MINI Cooper Oxford Edition: Every Detail of the New Union Jack Special


Twenty five years is long enough to earn a proper party, and MINI has decided to throw itself one in the form of a new car. The MINI Cooper Oxford Edition isn’t really a special edition in the usual sense of a paint code and a marketing brief. It’s a birthday present, wrapped in a Union Jack, that the brand is giving to all of us and the plant that has quietly built every modern MINI since 2001. Here is everything that’s actually on the car and a few things that are missing.
The classic Mini was born in Oxford in 1959, and BMW Group has built the modern MINI on the same site since 2001, following the launch that we’ve covered extensively as it approached its own 25th anniversary this year, alongside the story of how that reinvention built a brand rather than just a car. Plant Oxford isn’t a production facility MINI happens to use, it’s treated internally as the spiritual home of the brand, and the Cooper Oxford Edition is built specifically to carry that weight for the 25th anniversary of modern MINI.








Under the hood: Cooper C vs Cooper S
Both versions of the Oxford Edition run the same 2.0-liter TwinPower Turbo four-cylinder that the rest of the current Cooper C and Cooper S range uses, just tuned differently.
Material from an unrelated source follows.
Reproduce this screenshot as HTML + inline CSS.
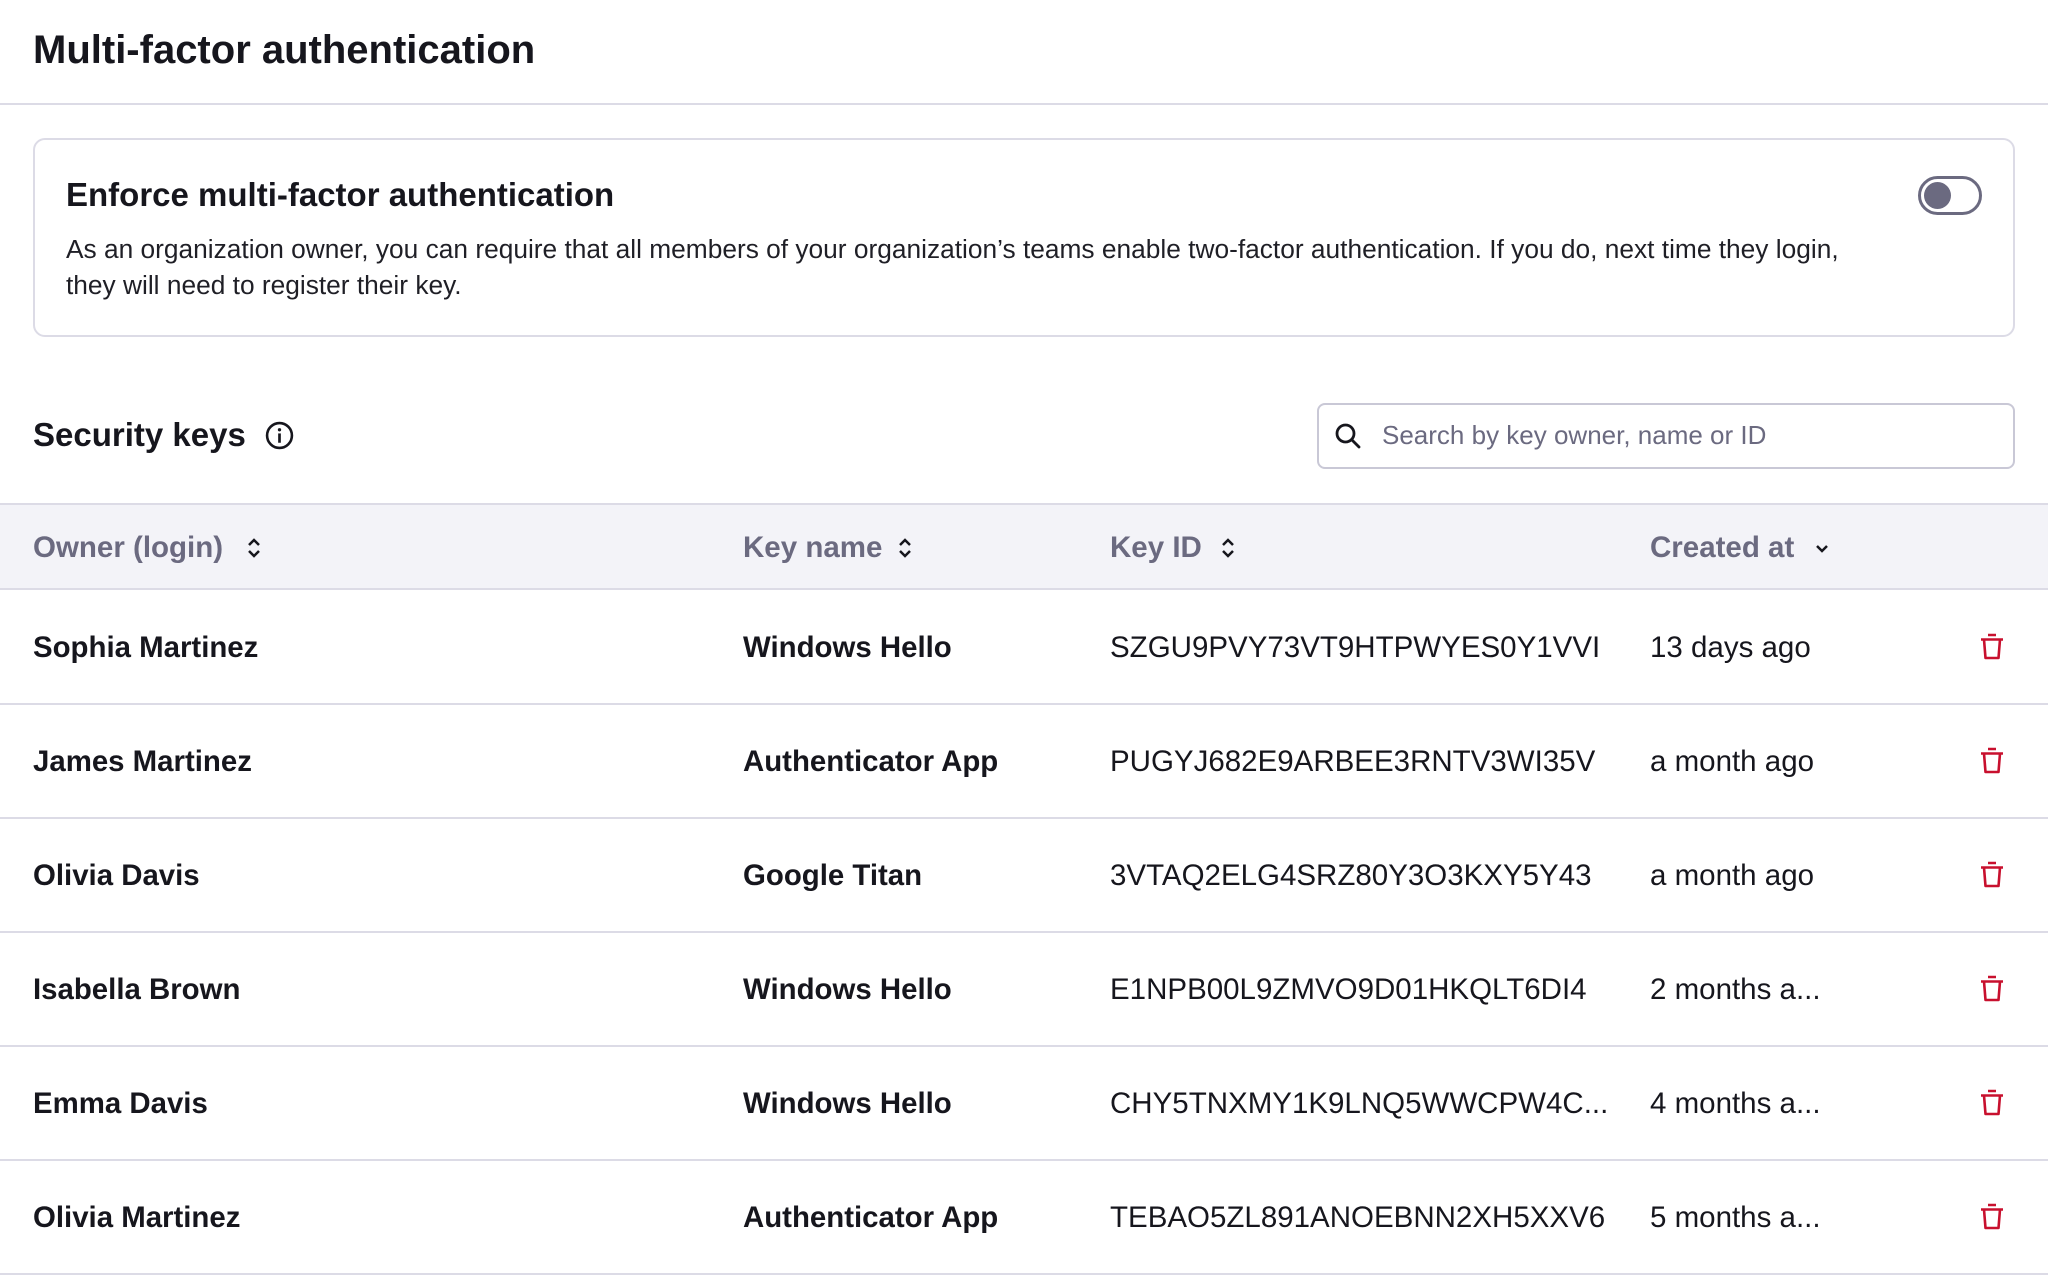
<!DOCTYPE html>
<html><head><style>
*{margin:0;padding:0;box-sizing:border-box}
body{width:2048px;height:1280px;background:#fff;font-family:"Liberation Sans",sans-serif;color:#16161d;position:relative;overflow:hidden}
.a{position:absolute;white-space:nowrap}
.t{font-size:40px;font-weight:bold;left:33px;top:28px}
.hr{position:absolute;left:0;width:2048px;height:2px;background:#dcdbe6}
.card{position:absolute;left:33px;top:138px;width:1982px;height:199px;border:2px solid #dcdbe6;border-radius:12px}
.h{font-size:33px;font-weight:bold}
.p{font-size:26.3px;line-height:36px;color:#1f1f26}
.th{font-size:29.5px;font-weight:bold;color:#6b6a80}
.b{font-size:29.4px;font-weight:bold}
.r{font-size:29.5px}
</style></head><body>
<div class="a t">Multi-factor authentication</div>
<div class="hr" style="top:103px"></div>
<div class="card"></div>
<div class="a h" style="left:66px;top:176px">Enforce multi-factor authentication</div>
<div class="a p" style="left:66px;top:231px">As an organization owner, you can require that all members of your organization’s teams enable two-factor authentication. If you do, next time they login,<br>they will need to register their key.</div>
<div class="a" style="left:1918px;top:176px;width:64px;height:39px;border:3px solid #6b6a80;border-radius:20px"><div style="position:absolute;left:3px;top:3px;width:27px;height:27px;border-radius:50%;background:#6b6a80"></div></div>
<div class="a h" style="left:33px;top:416px">Security keys</div>
<svg class="a" style="left:265px;top:421px" width="29" height="29" viewBox="0 0 28 28"><circle cx="14" cy="14" r="12" fill="none" stroke="#16161d" stroke-width="2.5"/><rect x="12.7" y="12" width="2.6" height="9" fill="#16161d"/><circle cx="14" cy="8.5" r="1.6" fill="#16161d"/></svg>
<div class="a" style="left:1317px;top:403px;width:698px;height:66px;border:2px solid #c9c8d6;border-radius:8px"></div>
<svg class="a" style="left:1334px;top:422px" width="28" height="28" viewBox="0 0 28 28"><circle cx="11.5" cy="11.5" r="8.5" fill="none" stroke="#16161d" stroke-width="2.8"/><line x1="18" y1="18" x2="25" y2="25" stroke="#16161d" stroke-width="2.8" stroke-linecap="round"/></svg>
<div class="a" style="left:1382px;top:420px;font-size:26px;color:#6b6a80">Search by key owner, name or ID</div>
<div class="a" style="left:0;top:503px;width:2048px;height:87px;background:#f3f3f8;border-top:2px solid #dcdbe6;border-bottom:2px solid #dcdbe6"></div>
<div class="a th" style="left:33px;top:531px">Owner (login)</div>
<div class="a th" style="left:743px;top:531px">Key name</div>
<div class="a th" style="left:1110px;top:531px">Key ID</div>
<div class="a th" style="left:1650px;top:531px">Created at</div>
<svg class="a" style="left:246px;top:536px" width="16" height="24" viewBox="0 0 16 24"><path d="M3 9l5-5 5 5M3 15l5 5 5-5" fill="none" stroke="#16161d" stroke-width="2.5"/></svg>
<svg class="a" style="left:897px;top:536px" width="16" height="24" viewBox="0 0 16 24"><path d="M3 9l5-5 5 5M3 15l5 5 5-5" fill="none" stroke="#16161d" stroke-width="2.5"/></svg>
<svg class="a" style="left:1220px;top:536px" width="16" height="24" viewBox="0 0 16 24"><path d="M3 9l5-5 5 5M3 15l5 5 5-5" fill="none" stroke="#16161d" stroke-width="2.5"/></svg>
<svg class="a" style="left:1814px;top:536px" width="16" height="24" viewBox="0 0 16 24"><path d="M3 10l5 5 5-5" fill="none" stroke="#16161d" stroke-width="2.5"/></svg>
<div id="rows"></div>
<script>
var d=[["Sophia Martinez","Windows Hello","SZGU9PVY73VT9HTPWYES0Y1VVI","13 days ago"],["James Martinez","Authenticator App","PUGYJ682E9ARBEE3RNTV3WI35V","a month ago"],["Olivia Davis","Google Titan","3VTAQ2ELG4SRZ80Y3O3KXY5Y43","a month ago"],["Isabella Brown","Windows Hello","E1NPB00L9ZMVO9D01HKQLT6DI4","2 months a..."],["Emma Davis","Windows Hello","CHY5TNXMY1K9LNQ5WWCPW4C...","4 months a..."],["Olivia Martinez","Authenticator App","TEBAO5ZL891ANOEBNN2XH5XXV6","5 months a..."]];
var h="";
d.forEach(function(r,i){var y=590+i*114;var c=y+57;
h+='<div class="a b" style="left:33px;top:'+(c-16)+'px">'+r[0]+'</div>';
h+='<div class="a b" style="left:743px;top:'+(c-16)+'px">'+r[1]+'</div>';
h+='<div class="a r" style="left:1110px;top:'+(c-16)+'px">'+r[2]+'</div>';
h+='<div class="a r" style="left:1650px;top:'+(c-16)+'px">'+r[3]+'</div>';
h+='<svg class="a" style="left:1979px;top:'+(c-14)+'px" width="26" height="28" viewBox="0 0 26 28"><path d="M9 2h8M2 6.5h22M5 6.5l1.5 18.5h13L21 6.5" fill="none" stroke="#c8102e" stroke-width="2.6" stroke-linejoin="round"/></svg>';
h+='<div class="hr" style="top:'+(y+113)+'px"></div>';});
document.getElementById("rows").innerHTML=h;
</script>
</body></html>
Both come exclusively with a 7-speed Dual Clutch Transmission and front-wheel drive. There is no manual transmission option on either car, which lines up with where the rest of the Cooper lineup has landed since the manual was dropped.
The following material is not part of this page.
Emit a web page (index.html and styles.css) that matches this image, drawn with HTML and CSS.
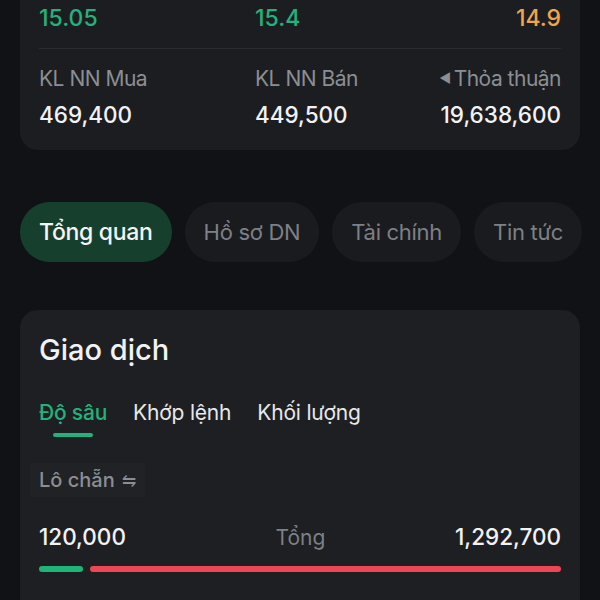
FILE: index.html
```html
<!DOCTYPE html>
<html lang="vi">
  <head>
    <meta charset="UTF-8" />
    <meta name="viewport" content="width=device-width, initial-scale=1.0" />
    <title>Chi tiết cổ phiếu</title>
    <link rel="stylesheet" href="styles.css">
  </head>
  <body>
    <div class="page">
      <!-- Thống kê giá / khối ngoại -->
      <div class="summary">
        <div class="grid">
          <span class="price up">15.05</span>
          <span class="price up">15.4</span>
          <span class="price ref right">14.9</span>
        </div>
        <hr class="divider" />
        <div class="grid">
          <span class="label">KL NN Mua</span>
          <span class="label">KL NN Bán</span>
          <span class="label right"><span class="caret">&#9664;</span>Thỏa thuận</span>
          <span class="value">469,400</span>
          <span class="value">449,500</span>
          <span class="value right">19,638,600</span>
        </div>
      </div>

      <!-- Menu chính -->
      <div class="pills">
        <span class="pill active">Tổng quan</span>
        <span class="pill">Hồ sơ DN</span>
        <span class="pill">Tài chính</span>
        <span class="pill">Tin tức</span>
      </div>

      <!-- Giao dịch -->
      <div class="card">
        <h2>Giao dịch</h2>
        <div class="tabs">
          <span class="tab active">Độ sâu</span>
          <span class="tab">Khớp lệnh</span>
          <span class="tab">Khối lượng</span>
        </div>
        <div class="lot">Lô chẵn <span class="swap">&#8651;</span></div>
        <div class="totals">
          <span class="value">120,000</span>
          <span class="total-label">Tổng</span>
          <span class="value">1,292,700</span>
        </div>
        <div class="ratio">
          <div class="buy" style="width: 8.5%"></div>
          <div class="sell"></div>
        </div>
      </div>
    </div>
  </body>
</html>
```

FILE: styles.css
```css
body {
  background-color: #111215;
  font-family: Inter, "Noto Sans", sans-serif;
  color: #f2f2f3;
  margin: 0;
  padding: 0;
  height: 600px;
  overflow: hidden;
}

.page {
  padding: 0 20px;
}

.summary {
  background-color: #1c1d20;
  border-radius: 0 0 18px 18px;
  padding: 4px 19px 21px;
}

.grid {
  display: grid;
  grid-template-columns: 216px 1fr 1fr;
  row-gap: 8px;
}

.right {
  justify-self: end;
}

.price {
  font-size: 23px;
  line-height: 28px;
  font-weight: 500;
}

.up {
  color: #23b27b;
}

.ref {
  color: #f0a44b;
}

.divider {
  border: none;
  height: 1px;
  background-color: #2a2b2f;
  margin: 16px 0;
}

.label {
  font-size: 21px;
  line-height: 28px;
  color: #8b8e93;
  letter-spacing: -0.5px;
}

.caret {
  font-size: 13px;
  line-height: 1;
  vertical-align: 3px;
  margin-right: 3px;
}

.value {
  font-size: 22.5px;
  line-height: 28px;
  font-weight: 500;
  color: #f2f2f3;
}

.pills {
  display: flex;
  gap: 13px;
  margin: 52px -20px 0 0;
  overflow: hidden;
  white-space: nowrap;
}

.pill {
  flex-shrink: 0;
  height: 60px;
  line-height: 60px;
  padding: 0 19px;
  border-radius: 30px;
  font-size: 22px;
  color: #7d8086;
  background-color: #1a1b1e;
  letter-spacing: -0.3px;
}

.pill.active {
  background-color: #173f2e;
  color: #f4f4f4;
  font-weight: 500;
  font-size: 23px;
}

.card {
  background-color: #1e1f22;
  border-radius: 18px 18px 0 0;
  margin-top: 48px;
  padding: 24px 19px 28px;
}

h2 {
  margin: 0;
  font-size: 29px;
  line-height: 32px;
  font-weight: 500;
}

.tabs {
  display: flex;
  gap: 26px;
  margin-top: 33px;
}

.tab {
  position: relative;
  font-size: 21px;
  line-height: 28px;
  color: #e8e8e9;
  padding-bottom: 10px;
  letter-spacing: -0.2px;
}

.tab.active {
  color: #23b27b;
  font-weight: 500;
}

.tab.active::after {
  content: "";
  position: absolute;
  left: 50%;
  bottom: 0;
  width: 40px;
  height: 4px;
  margin-left: -20px;
  border-radius: 2px;
  background-color: #23b27b;
}

.lot {
  display: inline-block;
  margin: 26px 0 0 -9px;
  padding: 0 9px;
  height: 34px;
  line-height: 34px;
  background-color: #212225;
  color: #8b8e93;
  font-size: 20px;
  font-weight: 500;
}

.swap {
  font-size: 17px;
  margin-left: 2px;
}

.totals {
  display: flex;
  justify-content: space-between;
  align-items: center;
  margin-top: 26px;
}

.total-label {
  font-size: 21px;
  color: #7d8086;
  margin-left: 20px;
}

.ratio {
  display: flex;
  gap: 7px;
  margin-top: 15px;
}

.buy,
.sell {
  height: 6px;
  border-radius: 3px;
}

.buy {
  background-color: #1fb478;
}

.sell {
  flex: 1;
  background-color: #ef4656;
}
```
Here’s the part that will annoy enthusiasts specifically shopping this edition: there is no way to manually shift the DCT yourself, either. MINI only enables shift paddles when a car is ordered with the JCW styling package (or the full JCW), and that package isn’t offered on the Oxford Edition. So even on the Cooper S version, with 201 horsepower to play with, you’re locked into full automatic mode with no paddles and no rocker-switch workaround built in. If you want any manual control over gear selection in the current Cooper lineup, the JCW styling package remains the only door in, and this car doesn’t open it.




MINI paired the car with an Oxford Capsule lifestyle range picking up the same design language: a MINI Traveller Bag, unisex T-shirts, a cap, Oxford branded stickers and the MINI Umbrella Walking Stick. The textiles come in dark blue to mirror the optional Indigo Sunset Blue paintwork, with Union Jack detailing carried through consistently.
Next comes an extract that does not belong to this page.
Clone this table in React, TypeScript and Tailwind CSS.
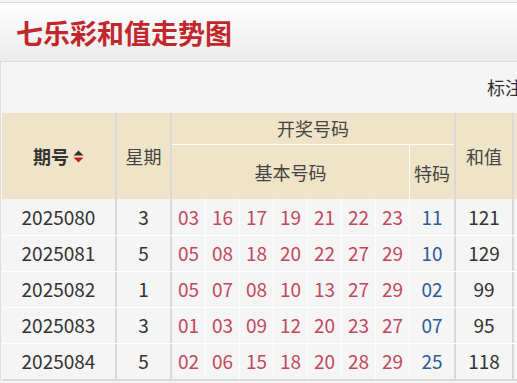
import React from 'react';

const rows = [
  { qh: '2025080', xq: 3, nums: ['03', '16', '17', '19', '21', '22', '23'], tm: '11', hz: 121 },
  { qh: '2025081', xq: 5, nums: ['05', '08', '18', '20', '22', '27', '29'], tm: '10', hz: 129 },
  { qh: '2025082', xq: 1, nums: ['05', '07', '08', '10', '13', '27', '29'], tm: '02', hz: 99 },
  { qh: '2025083', xq: 3, nums: ['01', '03', '09', '12', '20', '23', '27'], tm: '07', hz: 95 },
  { qh: '2025084', xq: 5, nums: ['02', '06', '15', '18', '20', '28', '29'], tm: '25', hz: 118 },
];

const SortIcon = () => (
  <svg width="11" height="13" viewBox="0 0 11 13" className="ml-[4px]">
    <path d="M5.5 0.5 L10.5 5.5 L0.5 5.5 Z" fill="#333" />
    <path d="M0.5 7.5 L10.5 7.5 L5.5 12.5 Z" fill="#d0161b" />
  </svg>
);

export default function App() {
  return (
    <div
      className="w-[517px] h-[383px] overflow-hidden bg-[#f5f5f5] pt-[2px]"
      style={{ fontFamily: '"Microsoft YaHei", "Noto Sans CJK SC", "Noto Sans", sans-serif' }}
    >
      {/* title bar */}
      <div className="h-[60px] border-t border-b border-[#dadada] bg-gradient-to-b from-white to-[#ebebeb] flex items-center pl-[16px]">
        <h1 className="text-[27px] font-bold text-[#c1272d] leading-none">七乐彩和值走势图</h1>
      </div>

      <div className="border-l border-[#dedede] pl-[1px]">
        {/* toolbar */}
        <div className="h-[51px] flex items-center pl-[485px] whitespace-nowrap overflow-hidden">
          <span className="text-[18px] text-[#333]">标注</span>
        </div>

        {/* table header */}
        <div className="flex h-[86px] text-[18px] text-[#444] whitespace-nowrap">
          <div className="w-[113px] shrink-0 bg-[#efe4c7] flex items-center justify-center font-bold text-[#333]">
            期号<SortIcon />
          </div>
          <div className="w-[2px] shrink-0 bg-[#d9d9d9]" />
          <div className="w-[53px] shrink-0 bg-[#efe4c7] flex items-center justify-center">星期</div>
          <div className="w-[2px] shrink-0 bg-[#d9d9d9]" />
          <div className="w-[282px] shrink-0 flex flex-col">
            <div className="h-[32px] bg-[#efe4c7] border-b border-white flex items-center justify-center">开奖号码</div>
            <div className="flex-1 flex">
              <div className="w-[238px] bg-[#efe4c7] border-r border-white flex items-center justify-center">基本号码</div>
              <div className="flex-1 bg-[#efe4c7] flex items-center justify-center pt-[2px]">特码</div>
            </div>
          </div>
          <div className="w-[2px] shrink-0 bg-[#d9d9d9]" />
          <div className="w-[56px] shrink-0 bg-[#efe4c7] flex items-center justify-center">和值</div>
          <div className="w-[2px] shrink-0 bg-[#d9d9d9]" />
          <div className="flex-1 bg-[#efe4c7]" />
        </div>

        {/* table body */}
        <div className="text-[19px] text-[#333] border-b-2 border-[#d9d9d9]">
          {rows.map((r) => (
            <div key={r.qh} className="flex h-[36px] border-t border-white first:border-t-0">
              <div className="w-[113px] shrink-0 flex items-center justify-center">{r.qh}</div>
              <div className="w-[2px] shrink-0 bg-[#d9d9d9]" />
              <div className="w-[53px] shrink-0 flex items-center justify-center">{r.xq}</div>
              <div className="w-[2px] shrink-0 bg-[#d9d9d9]" />
              <div className="w-[238px] shrink-0 flex">
                {r.nums.map((n, i) => (
                  <div key={i} className="w-[34px] border-r border-white flex items-center justify-center text-[#c2485c]">
                    {n}
                  </div>
                ))}
              </div>
              <div className="w-[44px] shrink-0 flex items-center justify-center text-[#2d5b98]">{r.tm}</div>
              <div className="w-[2px] shrink-0 bg-[#d9d9d9]" />
              <div className="w-[56px] shrink-0 flex items-center justify-center">{r.hz}</div>
              <div className="w-[2px] shrink-0 bg-[#d9d9d9]" />
              <div className="flex-1" />
            </div>
          ))}
        </div>
      </div>
    </div>
  );
}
The Cooper Oxford Edition is offered as both MINI Cooper C and MINI Cooper S, built on the 3-door Hardtop body style. It sits as a design and appearance package: no mechanical changes over the standard Cooper C or Cooper S underneath it, which puts it in line with how most modern MINI special editions are built, a pattern our F56 special editions guide documents across the last generation.
If you know MINI USA’s Oxford Edition, the value trim package that’s been a fixture of the American lineup since 2017 and was most recently extended to the Countryman for 2027, this is a different car entirely. The US Oxford Edition is about bundled options at a lower price with no styling theme attached. The new Cooper Oxford Edition is a design and heritage piece built around the Union Jack, with no connection to that US programme beyond the shared name. Don’t cross shop them and don’t expect US Oxford Edition pricing logic to apply here.




MINI has leaned harder into named, themed special editions across 2026, including the Paul Smith Edition and the string of releases under MINI USA’s Icon Drops campaign. The Cooper Oxford Edition isn’t part of that specific US campaign, but it fits the same broader instinct: give buyers something with a story attached rather than a paint code, and let the story do the selling.
The MINI Cooper Oxford Edition is a tightly built anniversary piece: Union Jack roof and stripe, three exterior colours, unique wheels, matching interior details down to the floor mats, and a lifestyle capsule to go with it. No performance changes and (ahem) no shift paddles for the enthusiast. But despite the lack of sporting credentials, this looks like a winner to us. It’s a car that will appeal to the person who’s looking for a statement in the most fun and cheeky way possible.